-- start SUPPLIED INFORMATION --
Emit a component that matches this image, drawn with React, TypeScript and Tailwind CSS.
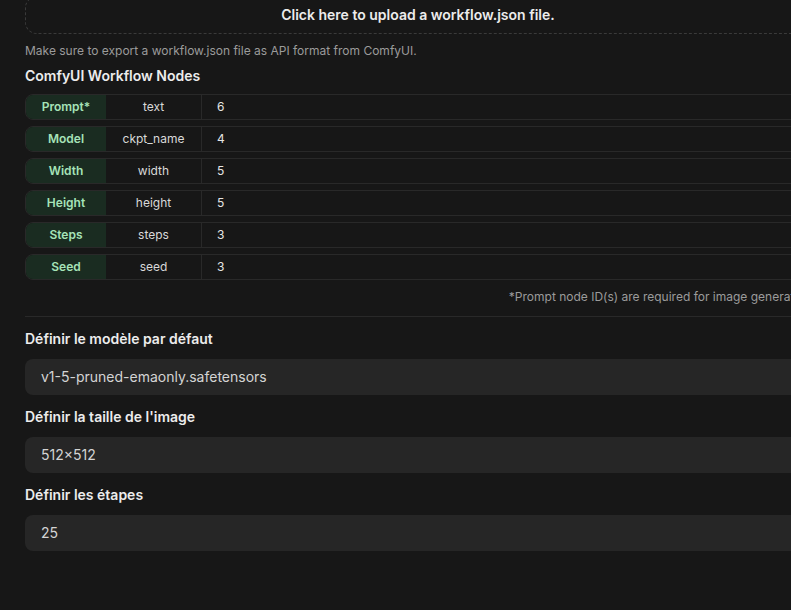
import React from "react";

const rows = [
  { label: "Prompt*", key: "text", val: "6" },
  { label: "Model", key: "ckpt_name", val: "4" },
  { label: "Width", key: "width", val: "5" },
  { label: "Height", key: "height", val: "5" },
  { label: "Steps", key: "steps", val: "3" },
  { label: "Seed", key: "seed", val: "3" },
];

const fields = [
  { label: "Définir le modèle par défaut", value: "v1-5-pruned-emaonly.safetensors" },
  { label: "Définir la taille de l'image", value: "512×512" },
  { label: "Définir les étapes", value: "25" },
];

export default function App() {
  return (
    <div
      className="w-[791px] h-[610px] overflow-hidden bg-[#171717]"
      style={{ fontFamily: "Inter, 'Noto Sans', sans-serif" }}
    >
      <div className="ml-[25px] w-[786px] -mt-[4px] flex flex-col">
        <div className="h-[38px] border border-dashed border-[#3a3a3a] rounded-xl flex items-center justify-center text-sm font-semibold text-[#ececec]">
          Click here to upload a workflow.json file.
        </div>
        <div className="mt-[9px] text-xs leading-4 text-[#9b9b9b]">
          Make sure to export a workflow.json file as API format from ComfyUI.
        </div>
        <div className="mt-[7px] text-sm leading-5 font-semibold text-[#ececec]">
          ComfyUI Workflow Nodes
        </div>
        <div className="mt-[8px] flex flex-col gap-[6px]">
          {rows.map((r) => (
            <div
              key={r.label}
              className="h-[26px] flex border border-[#292929] rounded-lg overflow-hidden text-xs"
            >
              <div className="w-[80px] bg-[#1a2c21] flex items-center justify-center font-semibold text-[#a6e3b8]">
                {r.label}
              </div>
              <div className="w-[96px] border-r border-[#292929] flex items-center justify-center text-[#d9d9d9]">
                {r.key}
              </div>
              <div className="flex-1 flex items-center pl-[15px] text-[#e5e5e5]">{r.val}</div>
            </div>
          ))}
        </div>
        <div className="mt-[9px] -mr-[4px] text-xs leading-4 text-[#9b9b9b] text-right">
          *Prompt node ID(s) are required for image generation.
        </div>
        <div className="mt-[11px] border-t border-[#292929]" />
        <div className="mt-[12px] flex flex-col">
          {fields.map((f, i) => (
            <div key={f.label} className={i > 0 ? "mt-[12px]" : ""}>
              <div className="text-sm leading-5 font-semibold text-[#ececec]">{f.label}</div>
              <div className="mt-[10px] h-9 rounded-lg bg-[#262626] flex items-center px-4 text-sm text-[#d4d4d4]">
                {f.value}
              </div>
            </div>
          ))}
        </div>
      </div>
    </div>
  );
}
-- end SUPPLIED INFORMATION --
→ **REQUIREMENT**
Set the pictures aside and transcribe the data above exactly.

→ **ANSWER TO THIS PROBLEM**
Emit a component that matches this image, drawn with React, TypeScript and Tailwind CSS.
import React from "react";

const rows = [
  { label: "Prompt*", key: "text", val: "6" },
  { label: "Model", key: "ckpt_name", val: "4" },
  { label: "Width", key: "width", val: "5" },
  { label: "Height", key: "height", val: "5" },
  { label: "Steps", key: "steps", val: "3" },
  { label: "Seed", key: "seed", val: "3" },
];

const fields = [
  { label: "Définir le modèle par défaut", value: "v1-5-pruned-emaonly.safetensors" },
  { label: "Définir la taille de l'image", value: "512×512" },
  { label: "Définir les étapes", value: "25" },
];

export default function App() {
  return (
    <div
      className="w-[791px] h-[610px] overflow-hidden bg-[#171717]"
      style={{ fontFamily: "Inter, 'Noto Sans', sans-serif" }}
    >
      <div className="ml-[25px] w-[786px] -mt-[4px] flex flex-col">
        <div className="h-[38px] border border-dashed border-[#3a3a3a] rounded-xl flex items-center justify-center text-sm font-semibold text-[#ececec]">
          Click here to upload a workflow.json file.
        </div>
        <div className="mt-[9px] text-xs leading-4 text-[#9b9b9b]">
          Make sure to export a workflow.json file as API format from ComfyUI.
        </div>
        <div className="mt-[7px] text-sm leading-5 font-semibold text-[#ececec]">
          ComfyUI Workflow Nodes
        </div>
        <div className="mt-[8px] flex flex-col gap-[6px]">
          {rows.map((r) => (
            <div
              key={r.label}
              className="h-[26px] flex border border-[#292929] rounded-lg overflow-hidden text-xs"
            >
              <div className="w-[80px] bg-[#1a2c21] flex items-center justify-center font-semibold text-[#a6e3b8]">
                {r.label}
              </div>
              <div className="w-[96px] border-r border-[#292929] flex items-center justify-center text-[#d9d9d9]">
                {r.key}
              </div>
              <div className="flex-1 flex items-center pl-[15px] text-[#e5e5e5]">{r.val}</div>
            </div>
          ))}
        </div>
        <div className="mt-[9px] -mr-[4px] text-xs leading-4 text-[#9b9b9b] text-right">
          *Prompt node ID(s) are required for image generation.
        </div>
        <div className="mt-[11px] border-t border-[#292929]" />
        <div className="mt-[12px] flex flex-col">
          {fields.map((f, i) => (
            <div key={f.label} className={i > 0 ? "mt-[12px]" : ""}>
              <div className="text-sm leading-5 font-semibold text-[#ececec]">{f.label}</div>
              <div className="mt-[10px] h-9 rounded-lg bg-[#262626] flex items-center px-4 text-sm text-[#d4d4d4]">
                {f.value}
              </div>
            </div>
          ))}
        </div>
      </div>
    </div>
  );
}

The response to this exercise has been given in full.